Maar Japin schrijft mistig. Hij maakt niet duidelijk hoe jong Anna was noch hoe oud zij geworden is noch waaraan haar niet genoemde leeftijd gerelateerd zou moeten worden om er de betrekkelijkheid van in te kunnen zien. Janis Joplin en Amy Winehouse, die waren pas jong.
Hiermee is het tekst- en vertelleed nog niet geleden. De tweede zin van de tweede alinea luidt in haar geheel:
Zij was betrekkelijk jong, maar uit een deftig, oud geslacht.
Met geen mogelijkheid kan ik mijn geest, die nogal wat heeft rondgegraasd in de negentiende-eeuwse Nederlandse letteren, ertoe bewegen wat in vredesnaam de tegenstelling kan zijn tussen enerzijds 'betrekkelijk jong' zijn en anderzijds uit het ene of het andere geslacht stammen. Japin suggereert hier, door het gebruik van 'maar', dat je alleen als je oud bent uit een deftig, oud geslacht zou kunnen 'zijn'. Daarnaast is de combinatie van de bijvoeglijke bepalingen 'deftig' en 'oud' bij 'geslacht' van een dermate bloedstollend clichéruisgehalte dat een romancier er alleen mee kan verraden af te willen stevenen op de NS-publieksprijs.
De derde derde zin van dezelfde alinea zou je raadselachtig kunnen noemen, of slecht:
Haar vader, ook al was hij vennoot van een ijzerhandel, hield de waarden, naam en status hoog van hun stamvader, die eind zeventiende eeuw burgemeester was geweest van Amsterdam.
Syntactisch is de zin in orde, en feitelijk tot op zekere hoogte ook. De Witsens waren volgens Wikipedia** een welgestelde patriciërsfamilie, waartoe ook de 17e-eeuwse regenten Cornelis Jan Witsen en diens zoon Nicolaes Witsen behoorden; de vader van Anna heet daar een koopman in ijzer. Maar vals en onheus is Japins suggestie dat je meer of anders of beter moet zijn dan een vennoot in een ijzerhandel om de waarden, naam en status van je stamvader in ere te kunnen houden.
Met dank voor het gratis aangeboden fragment moet ik de NS mededelen dat ook dit jaar ik niet stem op een roman van Arthur Japin.

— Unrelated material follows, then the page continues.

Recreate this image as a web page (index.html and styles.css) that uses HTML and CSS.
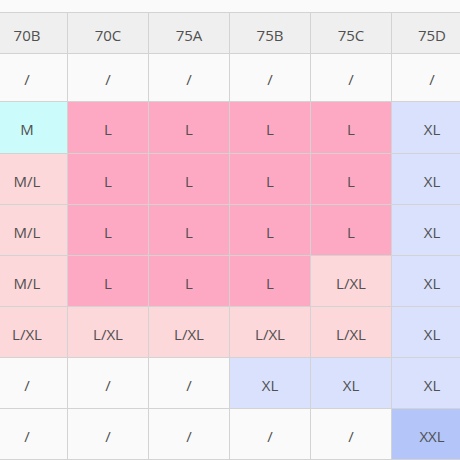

* 'Op 5 maart 1889 maakt de zangeres Anna Witsen, zuster van de schilder [Willem Witsen], een einde aan haar leven door zich te verdrinken in de vijver van het landgoed Ewijkshoeve.' (Endt, Het festijn van Tachtig)
**Een Wiki-zoekopdracht 'Anna Witsen' leidt naar de bekendere broer van Anna.